Loved this as a kid and it still holds up well with about ten times the genuine laughs as modern day spoofs - I must sound so old saying something like that but if you don't believe me check it out. It's bewildering to think this wasn't a hit - apparently it did okay but was a disappointment considering the budget and expectations.
I think maybe they spoofed a genre too far. There is a good basic premise here - rock star gets involved in the Cold War busting a scientist out of prison - with a strong basic dramatic arc (cocky kid grows up and finds love) but the film constantly veers between World War Two and the Cold War. I think it needed to pick one - probably the Cold War, and just set it in the sixties. That would have meant losing all the French resistance and Nazi stuff but it could be done. As it is, I think it was too much of a mixture.

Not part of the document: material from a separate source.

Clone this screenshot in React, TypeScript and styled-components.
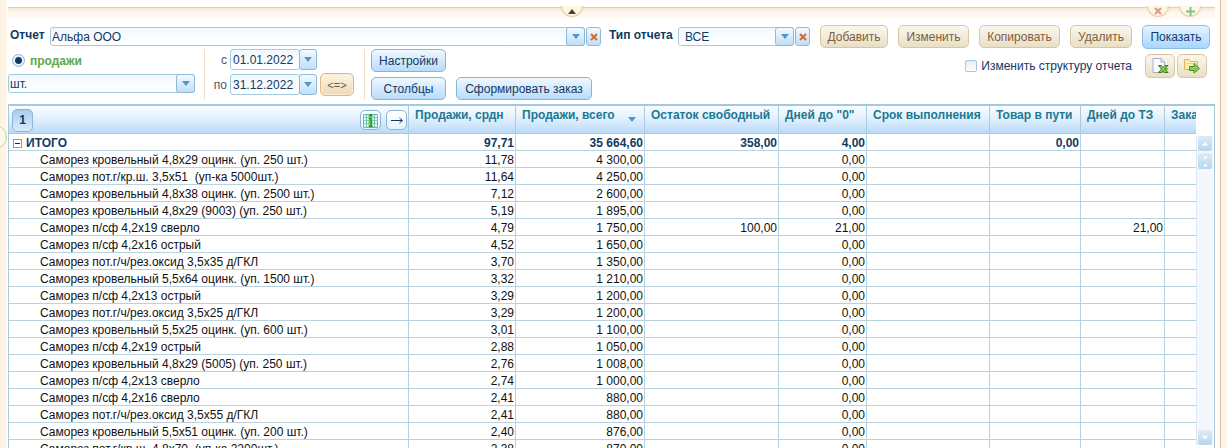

Anyway, that's hindsight. To praise the good thinks: there's the song 'Skeet Surfing', so many classic lines ("truck load of dead rats in a tampon factory", "I just can't bring my wife to orgasm"), the names of the resistance (Montage, Mise-en-scene, Deja Vu, Latrine), the slapstick battles, the villain who only knows what he reads in the New York Post, the Blue Lagoon flashbacks.
This was a great way for Val Kilmer to start off his career, and Lucy Gutteridge does a great Ingrid Bergman impression. Some fun cameos by Peter Cushing and Omar Sharif - I wish there'd been more of them a la Flying High. But it's wonderful.